### Stated problem
Reproduce the data exactly.

### Recorded information

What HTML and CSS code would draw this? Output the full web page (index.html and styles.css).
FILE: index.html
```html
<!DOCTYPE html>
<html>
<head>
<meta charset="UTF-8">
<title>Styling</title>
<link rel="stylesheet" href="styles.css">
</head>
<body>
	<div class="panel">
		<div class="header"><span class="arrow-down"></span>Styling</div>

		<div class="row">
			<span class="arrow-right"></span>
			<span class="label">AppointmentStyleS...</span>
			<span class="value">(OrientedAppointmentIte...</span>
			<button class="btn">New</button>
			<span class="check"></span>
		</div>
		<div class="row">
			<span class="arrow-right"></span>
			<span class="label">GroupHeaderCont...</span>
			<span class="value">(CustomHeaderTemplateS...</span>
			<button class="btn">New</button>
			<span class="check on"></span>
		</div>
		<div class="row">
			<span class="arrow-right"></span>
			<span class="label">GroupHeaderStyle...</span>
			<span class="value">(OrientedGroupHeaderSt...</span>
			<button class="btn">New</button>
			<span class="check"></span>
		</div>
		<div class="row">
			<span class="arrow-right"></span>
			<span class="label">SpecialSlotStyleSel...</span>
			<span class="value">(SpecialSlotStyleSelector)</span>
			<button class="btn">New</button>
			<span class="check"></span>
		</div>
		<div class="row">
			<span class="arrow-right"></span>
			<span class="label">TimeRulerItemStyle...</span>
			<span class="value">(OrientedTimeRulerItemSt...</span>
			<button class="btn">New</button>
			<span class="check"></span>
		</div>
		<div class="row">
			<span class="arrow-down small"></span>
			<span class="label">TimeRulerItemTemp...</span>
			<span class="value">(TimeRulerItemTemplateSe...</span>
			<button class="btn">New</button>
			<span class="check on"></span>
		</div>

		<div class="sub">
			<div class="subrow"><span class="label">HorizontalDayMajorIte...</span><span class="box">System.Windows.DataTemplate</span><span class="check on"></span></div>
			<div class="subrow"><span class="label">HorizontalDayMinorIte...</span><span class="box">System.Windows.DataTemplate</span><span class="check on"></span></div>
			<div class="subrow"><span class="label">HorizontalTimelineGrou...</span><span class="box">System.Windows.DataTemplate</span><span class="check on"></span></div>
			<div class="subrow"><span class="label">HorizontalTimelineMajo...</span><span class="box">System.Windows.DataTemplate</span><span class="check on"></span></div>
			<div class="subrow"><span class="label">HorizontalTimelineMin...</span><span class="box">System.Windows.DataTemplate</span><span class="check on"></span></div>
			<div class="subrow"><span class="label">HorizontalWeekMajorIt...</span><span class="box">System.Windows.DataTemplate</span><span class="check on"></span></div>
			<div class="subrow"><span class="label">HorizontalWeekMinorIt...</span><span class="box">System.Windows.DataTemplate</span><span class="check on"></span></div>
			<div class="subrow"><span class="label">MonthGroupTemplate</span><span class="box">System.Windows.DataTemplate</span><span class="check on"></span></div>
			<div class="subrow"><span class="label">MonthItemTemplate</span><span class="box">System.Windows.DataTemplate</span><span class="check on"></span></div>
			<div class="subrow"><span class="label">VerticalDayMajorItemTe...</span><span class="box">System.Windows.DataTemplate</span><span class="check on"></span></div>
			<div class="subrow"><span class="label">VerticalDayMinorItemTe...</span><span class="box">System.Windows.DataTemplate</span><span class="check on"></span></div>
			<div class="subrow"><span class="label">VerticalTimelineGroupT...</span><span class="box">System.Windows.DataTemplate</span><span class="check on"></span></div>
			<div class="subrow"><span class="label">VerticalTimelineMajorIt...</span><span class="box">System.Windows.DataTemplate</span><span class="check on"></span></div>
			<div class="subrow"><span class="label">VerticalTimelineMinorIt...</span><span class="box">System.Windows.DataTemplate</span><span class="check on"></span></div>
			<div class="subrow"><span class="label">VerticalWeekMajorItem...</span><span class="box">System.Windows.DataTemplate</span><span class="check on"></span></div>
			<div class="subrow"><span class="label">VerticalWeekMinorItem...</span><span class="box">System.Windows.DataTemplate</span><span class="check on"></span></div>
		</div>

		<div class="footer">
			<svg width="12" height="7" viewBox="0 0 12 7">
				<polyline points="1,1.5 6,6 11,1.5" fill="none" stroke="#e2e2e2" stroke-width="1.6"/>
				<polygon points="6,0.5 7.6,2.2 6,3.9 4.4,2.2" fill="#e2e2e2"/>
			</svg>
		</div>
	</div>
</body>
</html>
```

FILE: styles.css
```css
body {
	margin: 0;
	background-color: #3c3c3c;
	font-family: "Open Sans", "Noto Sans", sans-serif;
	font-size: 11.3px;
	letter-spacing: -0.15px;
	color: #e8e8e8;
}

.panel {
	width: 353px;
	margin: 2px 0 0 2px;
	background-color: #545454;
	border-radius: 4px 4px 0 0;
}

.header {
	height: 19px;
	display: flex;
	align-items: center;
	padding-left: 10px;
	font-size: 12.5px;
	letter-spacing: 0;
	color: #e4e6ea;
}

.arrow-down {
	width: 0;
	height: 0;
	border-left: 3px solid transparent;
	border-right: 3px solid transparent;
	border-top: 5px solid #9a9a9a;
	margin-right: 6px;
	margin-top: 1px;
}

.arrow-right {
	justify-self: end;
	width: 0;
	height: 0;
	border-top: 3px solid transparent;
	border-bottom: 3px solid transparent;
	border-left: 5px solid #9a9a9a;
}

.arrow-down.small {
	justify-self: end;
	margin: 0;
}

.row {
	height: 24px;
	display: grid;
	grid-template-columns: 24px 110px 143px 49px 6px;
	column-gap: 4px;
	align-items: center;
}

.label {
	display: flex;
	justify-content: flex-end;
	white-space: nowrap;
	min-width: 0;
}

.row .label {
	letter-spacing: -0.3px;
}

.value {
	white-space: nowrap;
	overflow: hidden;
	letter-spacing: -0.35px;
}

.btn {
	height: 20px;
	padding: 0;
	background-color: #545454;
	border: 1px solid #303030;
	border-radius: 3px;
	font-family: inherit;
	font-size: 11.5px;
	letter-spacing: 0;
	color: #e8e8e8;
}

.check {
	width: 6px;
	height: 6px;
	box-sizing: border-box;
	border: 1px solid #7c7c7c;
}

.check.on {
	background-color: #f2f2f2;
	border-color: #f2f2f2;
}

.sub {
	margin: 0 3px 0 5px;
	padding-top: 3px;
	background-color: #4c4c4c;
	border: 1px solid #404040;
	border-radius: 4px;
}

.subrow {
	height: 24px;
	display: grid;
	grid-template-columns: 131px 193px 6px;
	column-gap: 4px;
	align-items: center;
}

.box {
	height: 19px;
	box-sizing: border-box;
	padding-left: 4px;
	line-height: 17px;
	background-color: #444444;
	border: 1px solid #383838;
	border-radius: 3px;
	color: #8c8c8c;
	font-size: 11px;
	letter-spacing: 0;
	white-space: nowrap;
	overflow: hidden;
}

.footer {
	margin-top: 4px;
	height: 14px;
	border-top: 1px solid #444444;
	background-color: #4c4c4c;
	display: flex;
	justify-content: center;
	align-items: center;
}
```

######

### Problem solution
What HTML and CSS code would draw this? Output the full web page (index.html and styles.css).
FILE: index.html
```html
<!DOCTYPE html>
<html>
<head>
<meta charset="UTF-8">
<title>Styling</title>
<link rel="stylesheet" href="styles.css">
</head>
<body>
	<div class="panel">
		<div class="header"><span class="arrow-down"></span>Styling</div>

		<div class="row">
			<span class="arrow-right"></span>
			<span class="label">AppointmentStyleS...</span>
			<span class="value">(OrientedAppointmentIte...</span>
			<button class="btn">New</button>
			<span class="check"></span>
		</div>
		<div class="row">
			<span class="arrow-right"></span>
			<span class="label">GroupHeaderCont...</span>
			<span class="value">(CustomHeaderTemplateS...</span>
			<button class="btn">New</button>
			<span class="check on"></span>
		</div>
		<div class="row">
			<span class="arrow-right"></span>
			<span class="label">GroupHeaderStyle...</span>
			<span class="value">(OrientedGroupHeaderSt...</span>
			<button class="btn">New</button>
			<span class="check"></span>
		</div>
		<div class="row">
			<span class="arrow-right"></span>
			<span class="label">SpecialSlotStyleSel...</span>
			<span class="value">(SpecialSlotStyleSelector)</span>
			<button class="btn">New</button>
			<span class="check"></span>
		</div>
		<div class="row">
			<span class="arrow-right"></span>
			<span class="label">TimeRulerItemStyle...</span>
			<span class="value">(OrientedTimeRulerItemSt...</span>
			<button class="btn">New</button>
			<span class="check"></span>
		</div>
		<div class="row">
			<span class="arrow-down small"></span>
			<span class="label">TimeRulerItemTemp...</span>
			<span class="value">(TimeRulerItemTemplateSe...</span>
			<button class="btn">New</button>
			<span class="check on"></span>
		</div>

		<div class="sub">
			<div class="subrow"><span class="label">HorizontalDayMajorIte...</span><span class="box">System.Windows.DataTemplate</span><span class="check on"></span></div>
			<div class="subrow"><span class="label">HorizontalDayMinorIte...</span><span class="box">System.Windows.DataTemplate</span><span class="check on"></span></div>
			<div class="subrow"><span class="label">HorizontalTimelineGrou...</span><span class="box">System.Windows.DataTemplate</span><span class="check on"></span></div>
			<div class="subrow"><span class="label">HorizontalTimelineMajo...</span><span class="box">System.Windows.DataTemplate</span><span class="check on"></span></div>
			<div class="subrow"><span class="label">HorizontalTimelineMin...</span><span class="box">System.Windows.DataTemplate</span><span class="check on"></span></div>
			<div class="subrow"><span class="label">HorizontalWeekMajorIt...</span><span class="box">System.Windows.DataTemplate</span><span class="check on"></span></div>
			<div class="subrow"><span class="label">HorizontalWeekMinorIt...</span><span class="box">System.Windows.DataTemplate</span><span class="check on"></span></div>
			<div class="subrow"><span class="label">MonthGroupTemplate</span><span class="box">System.Windows.DataTemplate</span><span class="check on"></span></div>
			<div class="subrow"><span class="label">MonthItemTemplate</span><span class="box">System.Windows.DataTemplate</span><span class="check on"></span></div>
			<div class="subrow"><span class="label">VerticalDayMajorItemTe...</span><span class="box">System.Windows.DataTemplate</span><span class="check on"></span></div>
			<div class="subrow"><span class="label">VerticalDayMinorItemTe...</span><span class="box">System.Windows.DataTemplate</span><span class="check on"></span></div>
			<div class="subrow"><span class="label">VerticalTimelineGroupT...</span><span class="box">System.Windows.DataTemplate</span><span class="check on"></span></div>
			<div class="subrow"><span class="label">VerticalTimelineMajorIt...</span><span class="box">System.Windows.DataTemplate</span><span class="check on"></span></div>
			<div class="subrow"><span class="label">VerticalTimelineMinorIt...</span><span class="box">System.Windows.DataTemplate</span><span class="check on"></span></div>
			<div class="subrow"><span class="label">VerticalWeekMajorItem...</span><span class="box">System.Windows.DataTemplate</span><span class="check on"></span></div>
			<div class="subrow"><span class="label">VerticalWeekMinorItem...</span><span class="box">System.Windows.DataTemplate</span><span class="check on"></span></div>
		</div>

		<div class="footer">
			<svg width="12" height="7" viewBox="0 0 12 7">
				<polyline points="1,1.5 6,6 11,1.5" fill="none" stroke="#e2e2e2" stroke-width="1.6"/>
				<polygon points="6,0.5 7.6,2.2 6,3.9 4.4,2.2" fill="#e2e2e2"/>
			</svg>
		</div>
	</div>
</body>
</html>
```

FILE: styles.css
```css
body {
	margin: 0;
	background-color: #3c3c3c;
	font-family: "Open Sans", "Noto Sans", sans-serif;
	font-size: 11.3px;
	letter-spacing: -0.15px;
	color: #e8e8e8;
}

.panel {
	width: 353px;
	margin: 2px 0 0 2px;
	background-color: #545454;
	border-radius: 4px 4px 0 0;
}

.header {
	height: 19px;
	display: flex;
	align-items: center;
	padding-left: 10px;
	font-size: 12.5px;
	letter-spacing: 0;
	color: #e4e6ea;
}

.arrow-down {
	width: 0;
	height: 0;
	border-left: 3px solid transparent;
	border-right: 3px solid transparent;
	border-top: 5px solid #9a9a9a;
	margin-right: 6px;
	margin-top: 1px;
}

.arrow-right {
	justify-self: end;
	width: 0;
	height: 0;
	border-top: 3px solid transparent;
	border-bottom: 3px solid transparent;
	border-left: 5px solid #9a9a9a;
}

.arrow-down.small {
	justify-self: end;
	margin: 0;
}

.row {
	height: 24px;
	display: grid;
	grid-template-columns: 24px 110px 143px 49px 6px;
	column-gap: 4px;
	align-items: center;
}

.label {
	display: flex;
	justify-content: flex-end;
	white-space: nowrap;
	min-width: 0;
}

.row .label {
	letter-spacing: -0.3px;
}

.value {
	white-space: nowrap;
	overflow: hidden;
	letter-spacing: -0.35px;
}

.btn {
	height: 20px;
	padding: 0;
	background-color: #545454;
	border: 1px solid #303030;
	border-radius: 3px;
	font-family: inherit;
	font-size: 11.5px;
	letter-spacing: 0;
	color: #e8e8e8;
}

.check {
	width: 6px;
	height: 6px;
	box-sizing: border-box;
	border: 1px solid #7c7c7c;
}

.check.on {
	background-color: #f2f2f2;
	border-color: #f2f2f2;
}

.sub {
	margin: 0 3px 0 5px;
	padding-top: 3px;
	background-color: #4c4c4c;
	border: 1px solid #404040;
	border-radius: 4px;
}

.subrow {
	height: 24px;
	display: grid;
	grid-template-columns: 131px 193px 6px;
	column-gap: 4px;
	align-items: center;
}

.box {
	height: 19px;
	box-sizing: border-box;
	padding-left: 4px;
	line-height: 17px;
	background-color: #444444;
	border: 1px solid #383838;
	border-radius: 3px;
	color: #8c8c8c;
	font-size: 11px;
	letter-spacing: 0;
	white-space: nowrap;
	overflow: hidden;
}

.footer {
	margin-top: 4px;
	height: 14px;
	border-top: 1px solid #444444;
	background-color: #4c4c4c;
	display: flex;
	justify-content: center;
	align-items: center;
}
```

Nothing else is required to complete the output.